If it is a simple case of self-identifying then job done. Article over! But what about better identifiers: background, income, housing status?
Recently I’ve been looking into the long-term trends of council house voters. Labour’s support among those in social and council housing in 2024 was unusually low (especially given it was a so-called “change election”): last year just 43 per cent of those living in a council home voted Labour; 20 per cent voted Reform and 12 per cent voted Conservative. Compare this to 1997, another change election: 64 per cent of council housing households voted for New Labour, 15 per cent went Conservative. Note, too, how Labour’s 2024 performance is worse than in 2010, when the party crashed out of office with 29 per cent of the vote.
The 21-point drop from 1997 can be partially explained by the nine-point difference in the Labour vote between 1997 and 2024. But this fact remains true: Labour is performing comparatively worse among the council and social housing electorate than it used to.

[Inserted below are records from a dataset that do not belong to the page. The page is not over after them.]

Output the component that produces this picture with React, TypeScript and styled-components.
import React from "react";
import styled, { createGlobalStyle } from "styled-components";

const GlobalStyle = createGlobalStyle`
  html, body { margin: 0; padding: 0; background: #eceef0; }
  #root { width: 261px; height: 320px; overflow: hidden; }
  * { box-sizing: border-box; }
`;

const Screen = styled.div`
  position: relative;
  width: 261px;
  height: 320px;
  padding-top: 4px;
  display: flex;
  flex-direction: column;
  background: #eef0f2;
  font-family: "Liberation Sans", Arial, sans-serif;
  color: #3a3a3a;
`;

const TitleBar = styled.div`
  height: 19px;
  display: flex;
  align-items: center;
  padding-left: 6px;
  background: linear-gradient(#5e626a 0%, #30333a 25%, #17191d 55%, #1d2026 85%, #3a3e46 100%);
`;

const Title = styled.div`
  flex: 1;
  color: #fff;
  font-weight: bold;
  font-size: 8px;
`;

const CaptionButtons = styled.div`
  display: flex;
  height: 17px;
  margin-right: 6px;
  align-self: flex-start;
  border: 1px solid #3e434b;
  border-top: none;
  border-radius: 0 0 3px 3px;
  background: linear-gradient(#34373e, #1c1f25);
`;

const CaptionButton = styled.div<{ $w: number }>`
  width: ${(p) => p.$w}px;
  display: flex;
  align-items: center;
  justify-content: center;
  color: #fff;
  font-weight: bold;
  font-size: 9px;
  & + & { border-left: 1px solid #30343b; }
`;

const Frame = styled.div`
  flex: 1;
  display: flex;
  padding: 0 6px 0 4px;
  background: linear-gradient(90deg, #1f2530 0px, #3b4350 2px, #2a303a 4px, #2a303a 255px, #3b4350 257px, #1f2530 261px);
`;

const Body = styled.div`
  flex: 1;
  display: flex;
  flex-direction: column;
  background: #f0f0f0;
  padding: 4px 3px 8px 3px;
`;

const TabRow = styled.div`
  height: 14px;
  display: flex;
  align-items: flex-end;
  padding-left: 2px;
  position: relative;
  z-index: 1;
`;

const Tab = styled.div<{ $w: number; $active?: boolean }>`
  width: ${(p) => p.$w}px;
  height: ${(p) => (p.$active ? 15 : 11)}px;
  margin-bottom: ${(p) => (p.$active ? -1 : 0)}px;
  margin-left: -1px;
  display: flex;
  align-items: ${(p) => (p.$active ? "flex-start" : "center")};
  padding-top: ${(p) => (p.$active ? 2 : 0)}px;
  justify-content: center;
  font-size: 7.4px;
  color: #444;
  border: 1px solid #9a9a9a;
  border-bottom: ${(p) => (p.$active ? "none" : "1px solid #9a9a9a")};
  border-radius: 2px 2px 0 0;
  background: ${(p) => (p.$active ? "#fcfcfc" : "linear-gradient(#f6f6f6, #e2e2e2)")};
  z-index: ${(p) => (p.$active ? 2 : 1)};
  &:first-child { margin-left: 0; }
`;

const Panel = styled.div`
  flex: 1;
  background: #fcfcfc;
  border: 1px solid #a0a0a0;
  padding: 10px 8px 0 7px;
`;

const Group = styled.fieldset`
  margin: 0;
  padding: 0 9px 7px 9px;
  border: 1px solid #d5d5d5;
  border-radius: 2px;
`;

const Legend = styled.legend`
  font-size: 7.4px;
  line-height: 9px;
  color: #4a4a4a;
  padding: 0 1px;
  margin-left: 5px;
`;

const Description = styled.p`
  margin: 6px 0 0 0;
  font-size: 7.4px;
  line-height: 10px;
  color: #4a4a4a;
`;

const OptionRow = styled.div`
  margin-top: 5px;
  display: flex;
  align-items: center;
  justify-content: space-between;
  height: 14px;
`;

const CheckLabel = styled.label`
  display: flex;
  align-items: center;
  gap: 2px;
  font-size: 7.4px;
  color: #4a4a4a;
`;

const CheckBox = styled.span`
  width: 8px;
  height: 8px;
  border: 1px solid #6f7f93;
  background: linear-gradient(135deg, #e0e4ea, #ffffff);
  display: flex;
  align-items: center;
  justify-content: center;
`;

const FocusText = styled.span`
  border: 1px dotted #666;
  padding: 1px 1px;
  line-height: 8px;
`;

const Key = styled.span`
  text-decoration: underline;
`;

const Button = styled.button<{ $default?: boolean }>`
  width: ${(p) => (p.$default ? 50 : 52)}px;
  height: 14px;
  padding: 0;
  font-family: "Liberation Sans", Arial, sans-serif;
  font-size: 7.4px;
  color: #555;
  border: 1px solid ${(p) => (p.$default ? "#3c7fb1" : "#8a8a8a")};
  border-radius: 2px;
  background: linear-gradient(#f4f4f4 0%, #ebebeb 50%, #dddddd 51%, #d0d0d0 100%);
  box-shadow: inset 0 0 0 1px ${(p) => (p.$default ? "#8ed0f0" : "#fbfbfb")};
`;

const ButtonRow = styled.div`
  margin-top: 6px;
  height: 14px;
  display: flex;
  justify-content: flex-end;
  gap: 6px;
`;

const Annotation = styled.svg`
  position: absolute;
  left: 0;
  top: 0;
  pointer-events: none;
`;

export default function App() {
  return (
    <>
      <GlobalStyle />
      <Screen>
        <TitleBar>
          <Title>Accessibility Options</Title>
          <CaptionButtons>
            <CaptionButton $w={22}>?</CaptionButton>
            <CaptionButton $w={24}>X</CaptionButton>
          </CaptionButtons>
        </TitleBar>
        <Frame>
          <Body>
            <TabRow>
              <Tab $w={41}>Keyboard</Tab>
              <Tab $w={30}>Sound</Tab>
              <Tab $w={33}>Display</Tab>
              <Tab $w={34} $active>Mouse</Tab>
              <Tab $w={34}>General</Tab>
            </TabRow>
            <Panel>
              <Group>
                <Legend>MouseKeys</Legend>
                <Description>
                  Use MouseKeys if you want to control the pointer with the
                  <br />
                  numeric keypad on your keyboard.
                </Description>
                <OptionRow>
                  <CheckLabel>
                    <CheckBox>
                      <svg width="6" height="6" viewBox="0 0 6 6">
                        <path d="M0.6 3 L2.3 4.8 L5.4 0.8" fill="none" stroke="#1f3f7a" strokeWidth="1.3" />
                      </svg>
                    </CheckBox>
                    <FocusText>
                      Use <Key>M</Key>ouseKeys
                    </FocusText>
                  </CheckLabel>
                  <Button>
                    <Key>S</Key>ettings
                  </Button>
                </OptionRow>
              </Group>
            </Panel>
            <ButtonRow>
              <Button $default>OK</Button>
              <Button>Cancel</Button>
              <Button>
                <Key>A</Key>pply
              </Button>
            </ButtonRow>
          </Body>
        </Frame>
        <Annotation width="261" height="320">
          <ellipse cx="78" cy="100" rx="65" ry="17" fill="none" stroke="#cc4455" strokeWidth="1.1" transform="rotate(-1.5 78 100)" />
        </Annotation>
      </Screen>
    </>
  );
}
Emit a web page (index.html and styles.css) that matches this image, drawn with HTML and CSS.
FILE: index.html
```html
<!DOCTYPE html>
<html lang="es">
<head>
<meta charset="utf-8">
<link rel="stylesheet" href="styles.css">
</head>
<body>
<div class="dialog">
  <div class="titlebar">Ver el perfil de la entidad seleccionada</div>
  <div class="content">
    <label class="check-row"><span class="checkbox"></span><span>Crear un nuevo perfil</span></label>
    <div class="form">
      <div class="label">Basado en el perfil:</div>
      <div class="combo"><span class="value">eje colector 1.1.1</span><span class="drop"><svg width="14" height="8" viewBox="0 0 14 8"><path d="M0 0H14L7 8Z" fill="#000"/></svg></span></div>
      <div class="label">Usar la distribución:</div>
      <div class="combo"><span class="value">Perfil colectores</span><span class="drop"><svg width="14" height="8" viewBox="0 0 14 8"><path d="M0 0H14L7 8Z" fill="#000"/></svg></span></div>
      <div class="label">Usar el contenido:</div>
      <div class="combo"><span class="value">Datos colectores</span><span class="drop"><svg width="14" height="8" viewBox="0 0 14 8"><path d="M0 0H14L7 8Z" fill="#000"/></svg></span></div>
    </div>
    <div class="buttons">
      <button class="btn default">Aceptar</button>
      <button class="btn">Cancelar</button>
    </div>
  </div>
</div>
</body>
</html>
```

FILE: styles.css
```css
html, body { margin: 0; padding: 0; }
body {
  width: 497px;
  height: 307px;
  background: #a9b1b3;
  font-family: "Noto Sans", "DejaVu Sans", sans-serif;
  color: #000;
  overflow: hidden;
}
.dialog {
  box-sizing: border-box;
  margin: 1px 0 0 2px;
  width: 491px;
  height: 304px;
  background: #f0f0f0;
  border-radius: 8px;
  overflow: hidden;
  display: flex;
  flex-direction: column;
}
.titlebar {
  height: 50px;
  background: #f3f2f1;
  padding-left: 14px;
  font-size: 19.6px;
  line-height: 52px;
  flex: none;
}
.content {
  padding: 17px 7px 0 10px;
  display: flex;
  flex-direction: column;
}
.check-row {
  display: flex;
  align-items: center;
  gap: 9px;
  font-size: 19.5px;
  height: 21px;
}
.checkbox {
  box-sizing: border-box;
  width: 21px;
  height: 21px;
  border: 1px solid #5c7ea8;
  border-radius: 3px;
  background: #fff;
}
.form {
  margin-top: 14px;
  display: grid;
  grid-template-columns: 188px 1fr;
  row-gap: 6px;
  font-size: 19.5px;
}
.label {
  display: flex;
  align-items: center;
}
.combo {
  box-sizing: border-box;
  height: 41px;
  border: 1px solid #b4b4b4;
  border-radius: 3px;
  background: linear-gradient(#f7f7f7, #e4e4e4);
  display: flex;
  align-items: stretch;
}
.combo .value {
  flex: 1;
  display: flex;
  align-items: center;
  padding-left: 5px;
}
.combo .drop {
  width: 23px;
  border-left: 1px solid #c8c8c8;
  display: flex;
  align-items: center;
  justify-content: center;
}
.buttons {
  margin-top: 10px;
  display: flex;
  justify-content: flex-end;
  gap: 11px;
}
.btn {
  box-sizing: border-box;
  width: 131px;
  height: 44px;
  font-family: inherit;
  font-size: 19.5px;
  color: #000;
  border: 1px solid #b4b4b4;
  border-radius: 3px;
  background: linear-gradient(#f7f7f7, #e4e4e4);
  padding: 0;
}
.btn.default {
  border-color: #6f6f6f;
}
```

Tales of council estates written off by Labour activists as “always on side” come to mind. In the 2014 Heywood and Middleton by-election, Labour clung on to the seat by only a few hundred votes. Ukip activists reported they were first to go knocking on several estates in the constituency in over a decade.

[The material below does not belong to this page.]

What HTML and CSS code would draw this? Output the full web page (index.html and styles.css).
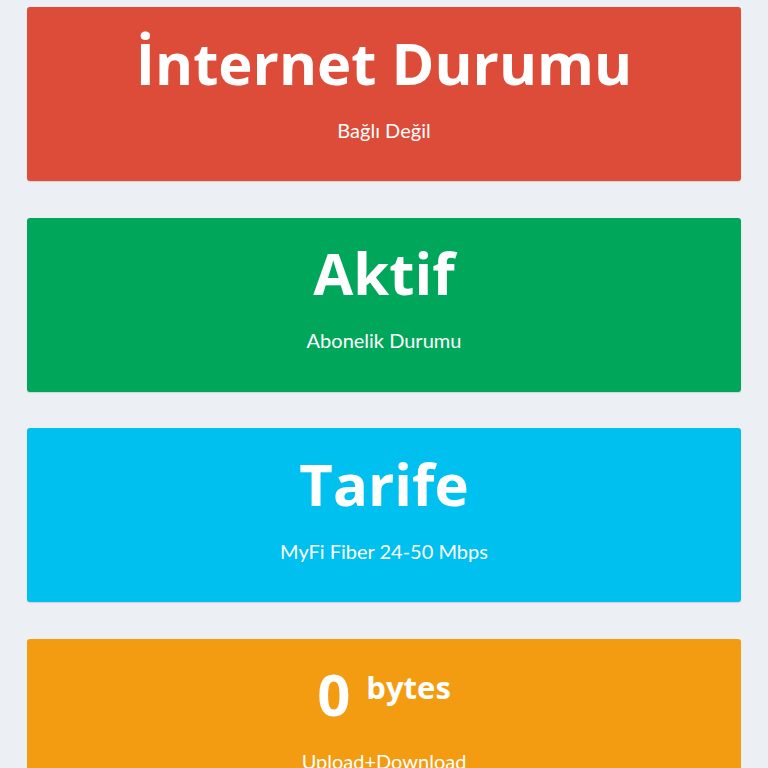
FILE: index.html
```html
<!DOCTYPE html>
<html lang="tr">
<head>
<meta charset="utf-8">
<title>Durum</title>
<link rel="stylesheet" href="styles.css">
</head>
<body>
<main class="boxes">
  <section class="small-box bg-red">
    <h3 class="title">İnternet Durumu</h3>
    <p class="caption">Bağlı Değil</p>
  </section>
  <section class="small-box bg-green">
    <h3 class="title">Aktif</h3>
    <p class="caption">Abonelik Durumu</p>
  </section>
  <section class="small-box bg-aqua">
    <h3 class="title">Tarife</h3>
    <p class="caption">MyFi Fiber 24-50 Mbps</p>
  </section>
  <section class="small-box bg-yellow">
    <h3 class="title">0<sup class="unit">bytes</sup></h3>
    <p class="caption">Upload+Download</p>
  </section>
</main>
</body>
</html>
```

FILE: styles.css
```css
html, body {
  margin: 0;
  padding: 0;
}
body {
  background: #ecf0f5;
  font-family: Lato, "Noto Sans", "Liberation Sans", sans-serif;
  color: #fff;
  font-variant-ligatures: none;
}
.boxes {
  display: flex;
  flex-direction: column;
  gap: 36.5px;
  padding: 7px 27px 40px;
}
.small-box {
  height: 174px;
  box-sizing: border-box;
  border-radius: 3px;
  box-shadow: 0 1px 1px rgba(0, 0, 0, 0.12);
  padding-top: 19.5px;
  text-align: center;
  display: flex;
  flex-direction: column;
  align-items: center;
}
.bg-red { background: #dd4b39; }
.bg-green { background: #00a65a; }
.bg-aqua { background: #00c0ef; }
.bg-yellow { background: #f39c12; }
.title {
  margin: 0;
  font-family: "Open Sans", "Noto Sans", sans-serif;
  font-size: 58px;
  line-height: 72px;
  font-weight: 700;
  white-space: nowrap;
}
.unit {
  font-size: 31px;
  vertical-align: 17px;
  line-height: 0;
  margin-left: 16px;
}
.caption {
  margin: 17px 0 0;
  font-size: 20px;
  line-height: 28px;
  font-weight: 400;
}
```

Does all of this disqualify Labour from being a party of the working class? By the housing metric, Labour’s claim to the identity is fairly flimsy. But just 16 per cent of Britons are in social or council housing right now (compared to 22 per cent in 1997). It may be an outdated or less relevant qualifier than it was in the past. Instead, we should consider the idea that “working class” today doesn’t mean what it used to. The traditional indicators for the struggling members of society have transformed, in part because there is a reduced supply of things like council housing, but also because we are living and earning differently. Take a look at the other demographics.
The biggest swings to Labour when compared with previous change elections came from those renting privately and those currently paying off a mortgage. Whereas in 1997 43 per cent of mortgage holders went Labour, in 2024 that number was 38 per cent. Considering the national difference in the Labour vote between those two elections is nine points, this five-point gap actually indicates overperformance in 2024. Mortgage holders are less Conservative than they have ever been. And it’s here where the Tories lost the most – it’s among these newly bought semi-detached communities, these newbuild housing estates, where the swing away from the Conservative government was the greatest. This reflects a simple fact: these are the newly struggling.
Does Labour speak for the struggling more than the not-so struggling? Yes. Obviously. But in some cases, whether on council estates or within the housing association, those long-lasting Labour bonds are fraying, weakened by the arrogance of party activists. Labour remains a party for the struggling in Britain for now. But it isn’t guaranteed to last.